## TASK GOAL
Leave the pictures out and write out exactly the lines from the top of the entries through the line containing "import React from 'react';".

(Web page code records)
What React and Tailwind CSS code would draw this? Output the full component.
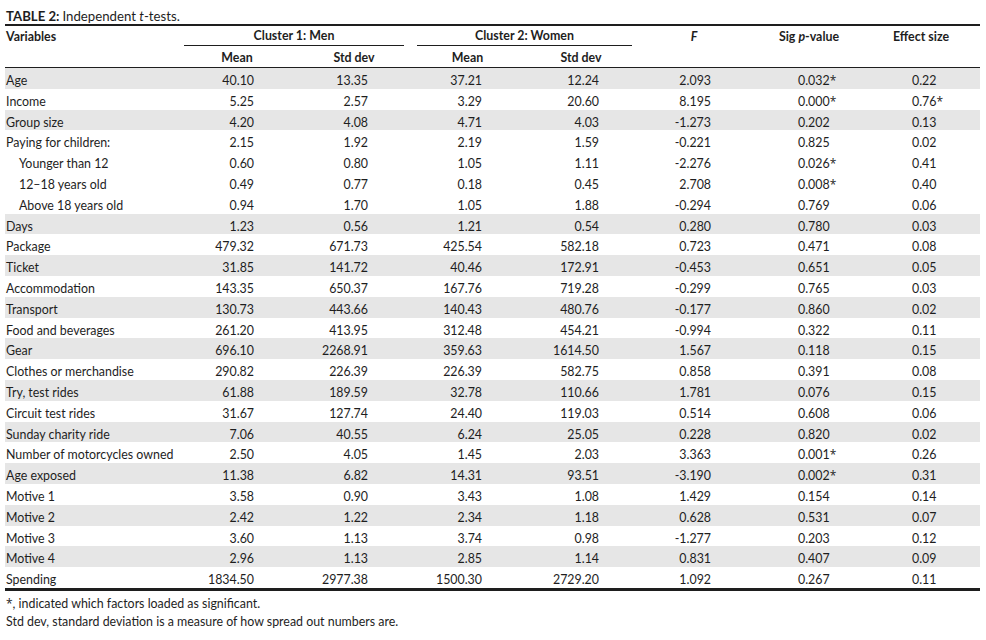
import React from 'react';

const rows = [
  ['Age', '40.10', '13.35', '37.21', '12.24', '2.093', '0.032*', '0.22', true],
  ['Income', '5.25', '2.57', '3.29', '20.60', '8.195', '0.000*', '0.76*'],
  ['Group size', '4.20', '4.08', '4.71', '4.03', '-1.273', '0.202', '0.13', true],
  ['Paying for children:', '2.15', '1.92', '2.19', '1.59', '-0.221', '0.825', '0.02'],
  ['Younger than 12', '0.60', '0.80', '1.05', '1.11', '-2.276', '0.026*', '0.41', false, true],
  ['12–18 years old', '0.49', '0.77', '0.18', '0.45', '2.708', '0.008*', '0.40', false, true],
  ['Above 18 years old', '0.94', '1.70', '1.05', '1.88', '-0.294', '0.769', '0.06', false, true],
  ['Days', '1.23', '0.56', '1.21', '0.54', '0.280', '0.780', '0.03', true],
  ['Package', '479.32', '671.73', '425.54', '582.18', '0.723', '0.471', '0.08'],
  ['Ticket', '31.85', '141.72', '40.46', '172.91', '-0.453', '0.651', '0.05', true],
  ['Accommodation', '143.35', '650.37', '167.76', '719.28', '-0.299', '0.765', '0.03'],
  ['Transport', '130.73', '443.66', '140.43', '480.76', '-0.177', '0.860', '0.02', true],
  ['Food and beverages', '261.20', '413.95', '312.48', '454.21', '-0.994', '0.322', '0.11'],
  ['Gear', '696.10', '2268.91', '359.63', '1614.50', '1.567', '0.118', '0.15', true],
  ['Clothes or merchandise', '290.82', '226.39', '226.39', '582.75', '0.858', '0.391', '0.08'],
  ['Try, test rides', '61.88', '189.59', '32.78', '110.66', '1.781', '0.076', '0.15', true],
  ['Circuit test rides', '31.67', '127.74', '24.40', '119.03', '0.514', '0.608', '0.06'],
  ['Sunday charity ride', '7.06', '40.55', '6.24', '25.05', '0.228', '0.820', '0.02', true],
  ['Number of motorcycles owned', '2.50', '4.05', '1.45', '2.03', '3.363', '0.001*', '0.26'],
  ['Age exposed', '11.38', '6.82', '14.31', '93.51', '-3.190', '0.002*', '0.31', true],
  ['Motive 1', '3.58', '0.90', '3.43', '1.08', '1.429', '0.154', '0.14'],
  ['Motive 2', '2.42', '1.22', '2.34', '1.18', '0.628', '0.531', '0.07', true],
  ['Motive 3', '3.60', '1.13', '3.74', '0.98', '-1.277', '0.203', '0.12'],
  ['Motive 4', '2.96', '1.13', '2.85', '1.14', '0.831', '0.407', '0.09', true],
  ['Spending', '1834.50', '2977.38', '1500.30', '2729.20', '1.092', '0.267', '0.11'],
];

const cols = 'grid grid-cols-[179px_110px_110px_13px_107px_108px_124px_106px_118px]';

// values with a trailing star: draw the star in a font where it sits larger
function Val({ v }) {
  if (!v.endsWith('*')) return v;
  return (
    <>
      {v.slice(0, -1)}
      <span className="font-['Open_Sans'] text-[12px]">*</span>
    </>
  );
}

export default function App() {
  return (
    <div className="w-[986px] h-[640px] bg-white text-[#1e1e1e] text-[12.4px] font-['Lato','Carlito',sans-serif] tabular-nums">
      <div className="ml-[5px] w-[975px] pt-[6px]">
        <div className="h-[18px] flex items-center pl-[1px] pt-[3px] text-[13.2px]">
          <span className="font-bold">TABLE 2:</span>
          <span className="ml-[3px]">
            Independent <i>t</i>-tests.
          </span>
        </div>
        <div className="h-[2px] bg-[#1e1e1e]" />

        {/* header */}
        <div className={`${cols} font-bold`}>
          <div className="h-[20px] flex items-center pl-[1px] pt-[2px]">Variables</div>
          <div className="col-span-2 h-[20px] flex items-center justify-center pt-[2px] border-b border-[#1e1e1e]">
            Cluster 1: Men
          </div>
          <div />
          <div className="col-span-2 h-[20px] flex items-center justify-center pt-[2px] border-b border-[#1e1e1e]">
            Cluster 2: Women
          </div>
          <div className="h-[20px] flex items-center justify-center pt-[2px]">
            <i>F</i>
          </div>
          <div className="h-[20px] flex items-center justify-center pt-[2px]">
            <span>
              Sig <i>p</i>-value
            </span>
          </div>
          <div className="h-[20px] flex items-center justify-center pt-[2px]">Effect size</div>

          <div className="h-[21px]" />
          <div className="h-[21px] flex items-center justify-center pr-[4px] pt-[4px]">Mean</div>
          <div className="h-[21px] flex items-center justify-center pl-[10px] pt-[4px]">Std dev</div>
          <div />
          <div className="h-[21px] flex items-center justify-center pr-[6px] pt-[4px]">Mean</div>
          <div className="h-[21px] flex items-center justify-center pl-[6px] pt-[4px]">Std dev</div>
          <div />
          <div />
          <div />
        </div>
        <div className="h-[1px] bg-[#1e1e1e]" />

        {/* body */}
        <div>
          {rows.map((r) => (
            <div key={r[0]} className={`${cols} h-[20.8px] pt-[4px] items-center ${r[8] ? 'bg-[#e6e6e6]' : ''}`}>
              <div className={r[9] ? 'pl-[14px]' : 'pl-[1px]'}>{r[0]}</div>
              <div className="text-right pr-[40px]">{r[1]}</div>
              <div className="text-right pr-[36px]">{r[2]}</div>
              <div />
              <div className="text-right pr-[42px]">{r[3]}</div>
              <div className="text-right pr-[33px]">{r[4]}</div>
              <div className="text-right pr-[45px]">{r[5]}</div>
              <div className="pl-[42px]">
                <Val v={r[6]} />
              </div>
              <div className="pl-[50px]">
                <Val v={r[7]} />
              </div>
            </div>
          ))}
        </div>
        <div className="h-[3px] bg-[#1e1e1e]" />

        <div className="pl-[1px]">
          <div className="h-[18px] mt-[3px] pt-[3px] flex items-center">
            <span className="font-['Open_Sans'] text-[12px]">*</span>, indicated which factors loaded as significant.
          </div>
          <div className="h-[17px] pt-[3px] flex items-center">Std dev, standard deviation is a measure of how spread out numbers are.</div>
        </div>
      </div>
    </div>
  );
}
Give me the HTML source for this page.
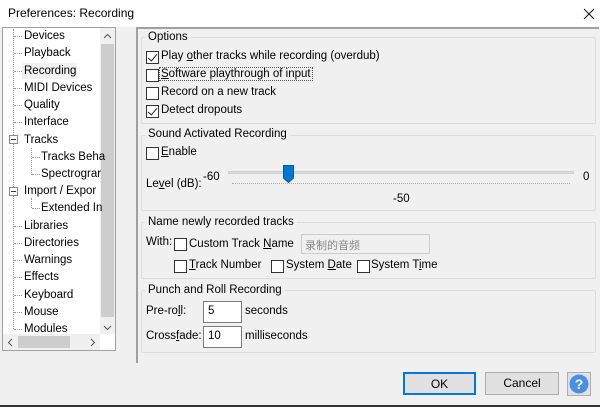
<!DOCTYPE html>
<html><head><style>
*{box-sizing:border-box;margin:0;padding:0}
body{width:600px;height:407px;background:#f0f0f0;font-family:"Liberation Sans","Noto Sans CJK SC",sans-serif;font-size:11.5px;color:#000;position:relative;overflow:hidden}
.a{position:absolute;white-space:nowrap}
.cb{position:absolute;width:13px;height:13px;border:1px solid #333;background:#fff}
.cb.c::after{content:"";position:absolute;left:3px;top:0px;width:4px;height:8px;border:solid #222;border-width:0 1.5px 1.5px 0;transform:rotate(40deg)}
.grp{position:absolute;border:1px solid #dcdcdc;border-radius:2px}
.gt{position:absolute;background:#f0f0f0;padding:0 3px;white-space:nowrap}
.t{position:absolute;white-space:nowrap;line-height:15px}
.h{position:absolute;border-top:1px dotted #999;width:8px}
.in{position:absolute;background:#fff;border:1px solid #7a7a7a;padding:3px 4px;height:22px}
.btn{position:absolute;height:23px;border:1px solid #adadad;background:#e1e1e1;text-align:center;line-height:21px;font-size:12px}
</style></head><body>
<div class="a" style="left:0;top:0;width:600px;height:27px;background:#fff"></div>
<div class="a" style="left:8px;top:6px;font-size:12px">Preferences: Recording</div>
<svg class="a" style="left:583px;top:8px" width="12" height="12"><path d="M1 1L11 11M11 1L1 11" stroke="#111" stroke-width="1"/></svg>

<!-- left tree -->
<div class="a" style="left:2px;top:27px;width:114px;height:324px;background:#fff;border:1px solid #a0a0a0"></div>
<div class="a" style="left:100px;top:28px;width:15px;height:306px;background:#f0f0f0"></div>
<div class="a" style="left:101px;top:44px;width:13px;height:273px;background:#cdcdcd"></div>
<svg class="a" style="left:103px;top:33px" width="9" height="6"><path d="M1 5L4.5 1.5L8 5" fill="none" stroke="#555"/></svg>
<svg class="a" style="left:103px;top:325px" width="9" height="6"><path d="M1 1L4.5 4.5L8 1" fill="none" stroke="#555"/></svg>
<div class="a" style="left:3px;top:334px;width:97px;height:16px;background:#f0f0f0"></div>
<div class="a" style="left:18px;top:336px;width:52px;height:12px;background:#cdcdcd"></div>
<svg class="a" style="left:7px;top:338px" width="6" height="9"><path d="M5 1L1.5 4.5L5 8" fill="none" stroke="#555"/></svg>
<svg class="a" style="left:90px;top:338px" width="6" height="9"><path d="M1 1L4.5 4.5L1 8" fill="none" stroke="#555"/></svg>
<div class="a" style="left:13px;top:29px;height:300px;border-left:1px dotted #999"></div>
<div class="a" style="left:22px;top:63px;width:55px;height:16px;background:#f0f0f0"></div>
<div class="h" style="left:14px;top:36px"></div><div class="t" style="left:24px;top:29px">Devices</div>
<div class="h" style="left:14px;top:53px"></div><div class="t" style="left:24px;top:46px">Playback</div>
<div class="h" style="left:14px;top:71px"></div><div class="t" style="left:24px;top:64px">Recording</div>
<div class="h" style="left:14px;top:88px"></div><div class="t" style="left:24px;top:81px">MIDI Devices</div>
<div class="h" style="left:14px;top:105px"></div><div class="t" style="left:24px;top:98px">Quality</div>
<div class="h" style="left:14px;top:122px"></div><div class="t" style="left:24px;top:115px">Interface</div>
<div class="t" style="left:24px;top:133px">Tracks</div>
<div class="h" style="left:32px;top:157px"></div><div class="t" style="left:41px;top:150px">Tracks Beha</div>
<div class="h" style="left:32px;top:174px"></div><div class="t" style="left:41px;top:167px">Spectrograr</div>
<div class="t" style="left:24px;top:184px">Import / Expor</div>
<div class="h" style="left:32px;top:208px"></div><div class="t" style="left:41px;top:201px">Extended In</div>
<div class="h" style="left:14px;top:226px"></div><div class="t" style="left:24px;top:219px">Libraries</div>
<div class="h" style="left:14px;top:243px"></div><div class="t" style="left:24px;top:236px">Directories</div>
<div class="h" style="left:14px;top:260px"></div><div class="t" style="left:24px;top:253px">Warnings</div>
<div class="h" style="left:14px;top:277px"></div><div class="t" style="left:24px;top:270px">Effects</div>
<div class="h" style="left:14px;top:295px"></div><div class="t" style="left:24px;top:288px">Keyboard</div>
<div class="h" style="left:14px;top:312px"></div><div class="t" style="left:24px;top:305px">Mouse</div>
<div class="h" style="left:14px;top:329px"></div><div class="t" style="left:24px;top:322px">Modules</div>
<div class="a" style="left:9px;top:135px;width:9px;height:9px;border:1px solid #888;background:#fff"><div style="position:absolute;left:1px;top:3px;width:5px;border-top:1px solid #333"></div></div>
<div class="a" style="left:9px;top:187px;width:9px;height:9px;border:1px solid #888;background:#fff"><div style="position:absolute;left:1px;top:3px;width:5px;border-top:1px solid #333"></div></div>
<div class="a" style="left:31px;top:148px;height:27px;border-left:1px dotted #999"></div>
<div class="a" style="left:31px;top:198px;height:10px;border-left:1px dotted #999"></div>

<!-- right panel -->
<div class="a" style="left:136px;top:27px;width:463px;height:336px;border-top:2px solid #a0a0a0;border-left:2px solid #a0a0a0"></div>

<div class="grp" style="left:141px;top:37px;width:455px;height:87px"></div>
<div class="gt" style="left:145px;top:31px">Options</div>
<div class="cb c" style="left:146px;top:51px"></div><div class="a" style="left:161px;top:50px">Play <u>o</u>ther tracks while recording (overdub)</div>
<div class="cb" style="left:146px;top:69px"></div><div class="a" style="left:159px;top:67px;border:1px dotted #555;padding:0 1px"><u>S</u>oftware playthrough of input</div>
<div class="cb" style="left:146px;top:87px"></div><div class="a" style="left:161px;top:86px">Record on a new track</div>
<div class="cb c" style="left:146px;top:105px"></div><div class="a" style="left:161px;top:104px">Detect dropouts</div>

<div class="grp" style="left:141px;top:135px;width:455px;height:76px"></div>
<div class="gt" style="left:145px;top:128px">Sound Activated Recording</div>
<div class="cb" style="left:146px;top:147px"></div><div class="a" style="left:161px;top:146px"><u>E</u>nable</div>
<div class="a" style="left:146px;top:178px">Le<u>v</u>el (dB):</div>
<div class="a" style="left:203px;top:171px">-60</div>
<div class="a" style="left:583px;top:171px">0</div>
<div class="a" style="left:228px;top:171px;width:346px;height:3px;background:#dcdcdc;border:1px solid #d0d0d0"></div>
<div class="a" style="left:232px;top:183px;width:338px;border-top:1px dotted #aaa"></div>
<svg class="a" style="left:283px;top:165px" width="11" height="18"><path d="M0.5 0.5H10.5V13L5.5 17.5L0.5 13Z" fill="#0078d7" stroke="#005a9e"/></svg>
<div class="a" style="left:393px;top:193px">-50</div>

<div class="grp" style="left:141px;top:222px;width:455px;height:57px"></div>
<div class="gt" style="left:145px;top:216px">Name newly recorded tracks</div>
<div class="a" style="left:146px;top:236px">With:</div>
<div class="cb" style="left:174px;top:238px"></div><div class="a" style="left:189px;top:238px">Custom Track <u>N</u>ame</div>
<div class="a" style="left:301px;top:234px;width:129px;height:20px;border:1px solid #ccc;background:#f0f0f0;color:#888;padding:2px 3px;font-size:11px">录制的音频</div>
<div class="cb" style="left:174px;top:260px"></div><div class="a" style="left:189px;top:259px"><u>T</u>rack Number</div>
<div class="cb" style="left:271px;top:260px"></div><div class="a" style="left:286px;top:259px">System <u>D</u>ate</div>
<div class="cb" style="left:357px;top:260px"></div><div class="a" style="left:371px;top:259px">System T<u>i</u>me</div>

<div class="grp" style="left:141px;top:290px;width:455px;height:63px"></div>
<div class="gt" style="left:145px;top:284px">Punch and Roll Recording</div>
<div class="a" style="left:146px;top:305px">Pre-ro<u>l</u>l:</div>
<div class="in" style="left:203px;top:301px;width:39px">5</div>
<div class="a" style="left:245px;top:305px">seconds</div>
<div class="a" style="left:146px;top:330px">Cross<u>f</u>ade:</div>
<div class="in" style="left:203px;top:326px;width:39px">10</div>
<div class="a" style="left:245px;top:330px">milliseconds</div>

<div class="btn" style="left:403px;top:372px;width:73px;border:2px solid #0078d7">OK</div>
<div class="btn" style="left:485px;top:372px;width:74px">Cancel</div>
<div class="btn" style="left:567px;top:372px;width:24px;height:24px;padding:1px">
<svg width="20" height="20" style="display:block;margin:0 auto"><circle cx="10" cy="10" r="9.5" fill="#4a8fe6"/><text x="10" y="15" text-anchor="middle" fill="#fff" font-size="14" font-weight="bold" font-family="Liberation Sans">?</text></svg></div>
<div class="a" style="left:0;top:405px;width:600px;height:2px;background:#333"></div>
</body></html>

## FINAL RESULT
What React and Tailwind CSS code would draw this? Output the full component.
import React from 'react';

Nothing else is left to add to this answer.